Software & Data Management
The MCs incorporates an embedded Linux-based controller running a deterministic real-time OS, with local HMI (7″ capacitive touchscreen) and remote web interface (HTTPS-enabled). All setpoints, actual values, alarms, and event logs—including timestamped thermal transient data (sampled at 1 Hz)—are stored internally for ≥30 days and exportable via USB or SFTP. Audit trail functionality records operator login/logout events, parameter changes, and alarm acknowledgments—fully compliant with GLP and FDA 21 CFR Part 11 requirements when configured with user role-based access control (RBAC) and digital signature enforcement. Optional software packages include MATLAB® Simulink® co-simulation support for hardware-in-the-loop (HIL) thermal modeling and Python SDK for custom CI/CD-integrated test automation workflows.
Applications
- Preconditioning and thermal cycling of lithium-ion battery modules (e.g., NMC, LFP, solid-state prototypes) per UN GTR 20, ISO 12405, and GB/T 31485 test schedules
- Thermal load simulation for traction inverters and DC–DC converters during power-on functional testing and efficiency mapping
- Stabilization of fuel cell stack coolant loops during polarization curve acquisition and freeze-thaw durability assessment
- Support of calorimetric measurements in isothermal microcalorimetry (IMC) setups for EV electrolyte decomposition kinetics studies
- Environmental stress screening (ESS) of automotive-grade PCBAs and sensor assemblies under controlled thermal gradients
FAQ
What coolant types are approved for use with the MCs system?
Propylene glycol–water mixtures (20–40% vol.), ethylene glycol–water (for non-food-contact applications), and deionized water with ≤5 µS/cm conductivity are validated. Silicone oils and fluorinated fluids require prior compatibility review.
Does the MCs support external temperature feedback control from a DUT-mounted sensor?
Yes—via analog 0–10 V or 4–20 mA input; the system can operate in cascade mode where the chiller regulates bath temperature while the DUT sensor drives final setpoint modulation.
Is remote firmware update capability available?
Firmware updates may be performed over secure HTTPS or local USB; all updates undergo cryptographic signature verification and automatic rollback on integrity failure.
Can the MCs be operated in a cleanroom environment (ISO Class 7)?
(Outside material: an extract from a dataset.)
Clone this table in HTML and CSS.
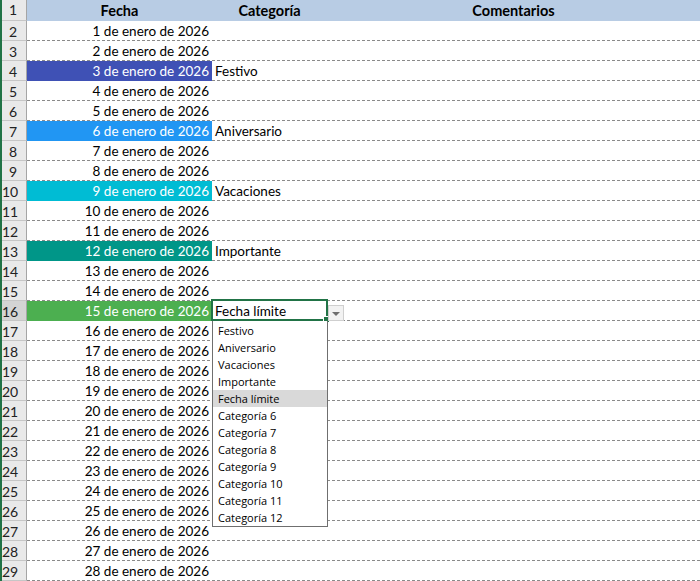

Standard units are rated for ISO Class 8; Class 7 operation requires optional HEPA-filtered air intake and non-shedding enclosure finishes—available upon request with cleanroom qualification documentation.
What is the mean time between failures (MTBF) under continuous 24/7 operation?
Based on field data from >1,200 installed units in Tier-1 EV supplier facilities, MTBF exceeds 12,500 hours at 85% load and 25 °C ambient, per IEC 61508 Annex B methodology.